Em resposta à sabotagem económica, nacionalizaram-se bancos, ocuparam-se empresas, ocuparam-se terras e casas, procedeu-se a um controlo operário e popular através de órgãos de base. Comissões de trabalhadores, comissões de moradores, assembleias populares, comissões de soldados e marinheiros puseram em marcha a democracia popular, a democracia nos quartéis. Os patrões sabotadores, uns foram presos, outros fugiram espavoridos.

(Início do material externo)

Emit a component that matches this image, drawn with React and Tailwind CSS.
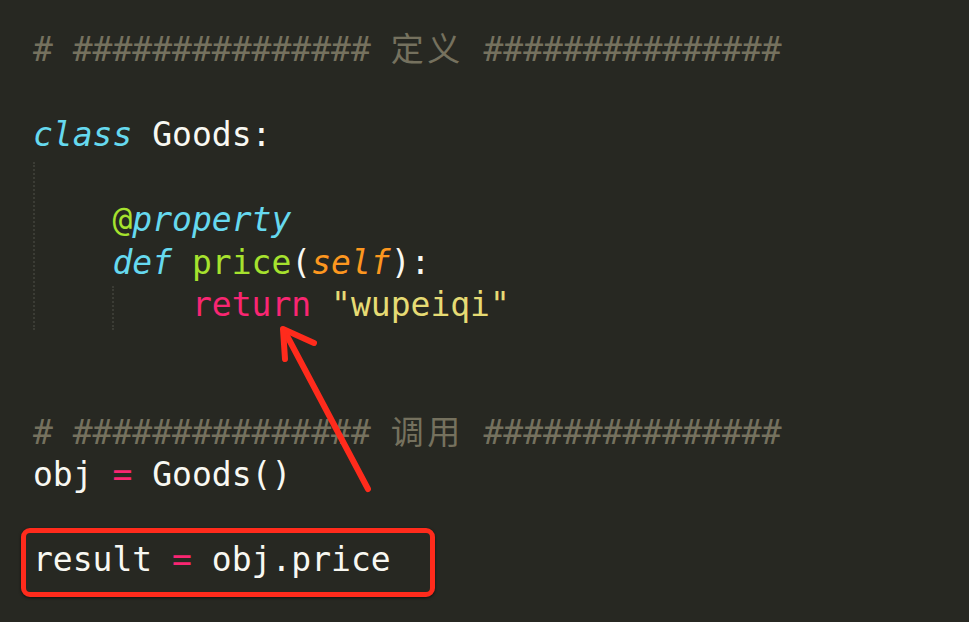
import React from "react";

const mono = { fontFamily: '"DejaVu Sans Mono", "Noto Sans CJK SC", monospace' };

function Comment({ label }) {
  return (
    <div className="h-[42.5px] text-[#75715e]">
      {"# ############### "}
      <span
        className="tracking-[3.5px] leading-none"
        style={{ fontFamily: '"Noto Sans CJK SC", sans-serif' }}
      >
        {label}
      </span>
      {" ###############"}
    </div>
  );
}

function Blank() {
  return <div>{"\u00a0"}</div>;
}

export default function App() {
  return (
    <div className="relative w-[969px] h-[622px] overflow-hidden bg-[#272822]">
      <div
        className="pl-[33px] pt-[29px] text-[33px] leading-[42.5px] whitespace-pre text-[#f8f8f2]"
        style={mono}
      >
        <Comment label="定义" />
        <Blank />
        <div>
          <span className="italic text-[#66d9ef]">class</span> Goods:
        </div>

        {/* class body, with indent guides */}
        <div className="relative">
          <div className="absolute left-0 top-[5px] bottom-[-3px] border-l-2 border-dotted border-[#3b3c35]" />
          <Blank />
          <div>
            {"    "}
            <span className="text-[#a6e22e]">@</span>
            <span className="italic text-[#66d9ef]">property</span>
          </div>
          <div>
            {"    "}
            <span className="italic text-[#66d9ef]">def</span>{" "}
            <span className="text-[#a6e22e]">price</span>(
            <span className="italic text-[#fd971f]">self</span>):
          </div>
          <div className="relative">
            <div className="absolute left-[79px] top-[2px] bottom-[-3px] border-l-2 border-dotted border-[#3b3c35]" />
            {"        "}
            <span className="text-[#f92672]">return</span>{" "}
            <span className="text-[#e6db74]">"wupeiqi"</span>
          </div>
        </div>

        <Blank />
        <Blank />
        <Comment label="调用" />
        <div>
          obj <span className="text-[#f92672]">=</span> Goods()
        </div>
        <Blank />
        <div className="relative">
          result <span className="text-[#f92672]">=</span> obj.price
          <div className="absolute left-[-12px] top-[-11px] w-[414px] h-[69px] rounded-[9px] border-[5px] border-[#ff2b1c] shadow-[0_1px_3px_rgba(0,0,0,0.6)]" />
        </div>
      </div>

      {/* annotation arrow */}
      <svg className="absolute left-0 top-0" width="969" height="622" viewBox="0 0 969 622">
        <g stroke="#ff2b1c" strokeWidth="6" strokeLinecap="round" strokeLinejoin="round" fill="none">
          <line x1="368" y1="489" x2="285" y2="332" />
          <polyline points="285,359 283,329 314,343" />
        </g>
      </svg>
    </div>
  );
}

Estes foram os valores populares e revolucionários que se assumiram para além dos ideais do 25 de Abril e dos seus valores democráticos; era a busca do socialismo, do poder popular que fugiu ao controle dos ideólogos do manso 25 de Abril.

Os valores que festejamos

Quando falamos em valores de Abril não podemos meter no mesmo saco os valores do proletariado e os valores democrático-burgueses.
São os valores populares revolucionários que festejamos e que urge fazer reviver na nossa memória colectiva.

Poderemos fazer a seguinte analogia, embora os acontecimentos tenham dimensões bem diferentes:

A Revolução Francesa foi uma revolução burguesa que depôs a monarquia e lançou as consignas que ainda perduram como conceitos chave de uma mudança de paradigma: Liberdade, Igualdade, Fraternidade assim as proclamou a burguesia nesse tempo em que ainda era progressista e rasgava o desenvolvimento social e o desenvolvimento económico para uma classe: a burguesia.

Cem anos mais tarde surgiu a Comuna de Paris, que representou um corte com o sistema burguês, e proclamou as novas ideias comunistas do proletariado, a necessidade de abolir a propriedade privada capitalista dos meios de produção, a organização do Estado em comunas, passar a igualdade à prática abolindo privilégios e tentando acabar com a antiga sociedade organizada para uma minoria exploradora. Foram radicalmente diferentes os valores defendidos pela revolução francesa e pela comuna de Paris. Uns eram os valores burgueses, os outros eram os valores do proletariado, do povo miserável que quis ter o direito à sua própria organização social.

À sua maneira, o nosso 25 de Abril (golpe de estado que se transformou numa revolução pela força posterior da participação popular), depôs o regime fascista e repôs as liberdades inerentes a uma democracia burguesa incluindo a liberdade de escolher quem vai explorar o povo com o seu aval e o seu voto, e que hoje são ainda os valores burgueses em que se alicerça a sociedade de exploração do homem pelo homem em que vivemos.

Uma necessidade histórica

Diferentes são os valores por que os trabalhadores lutaram, com o proletariado a pôr na ordem do dia a necessidade de uma nova organização social, apoiada na organização do poder popular, eliminando o capital e o seu poder, abrindo caminho ao socialismo e ao fim da exploração do homem pelo homem.

Não podemos pois confundir nunca os valores burgueses de Abril e de Novembro — tão ao gosto da pequena burguesia — com os valores populares e revolucionários que o processo revolucionário pós Abril começou a erguer e que, esses sim, permanecem actuais e uma necessidade histórica a concretizar.

O proteccionismo dos militares radicalizados pela influência das lutas populares constituiu um pára-choques ao avanço da vanguarda operária e popular. A ausência de um projecto de poder anti-capitalista, a conciliação dos reformistas com os moderados, limitados à construção de a uma democracia avançada, a ausência de uma organização partidária capaz de se assumir como pólo aglutinador das diversas correntes de esquerda e de disputar o poder, e, essencialmente, o reformismo dominante na maioria das massas, foram os entraves que a luta de classes não foi capaz de resolver. A festa ficou a meio para o proletariado; foi o capital, apoiado nas classes médias timoratas, quem retomou as rédeas de um poder que nunca chegou a pertencer ao proletariado.

Foram dois 25 de Abril: o democrático burguês e o popular revolucionário, que são afinal a expressão de interesses de classe diferentes e antagónicos.

Festejemos os valores populares e revolucionários de Abril deixando esclarecido que são outros os valores democráticos burgueses. Ousemos dizer definitivamente não ao capitalismo, correndo com o governo, a troika e a ditadura de Bruxelas. É isso que está em questão neste 25 de Abril, na certeza de que um novo Abril com todos não se repetirá. Retomar o que ficou a meio vai exigir uma revolução social.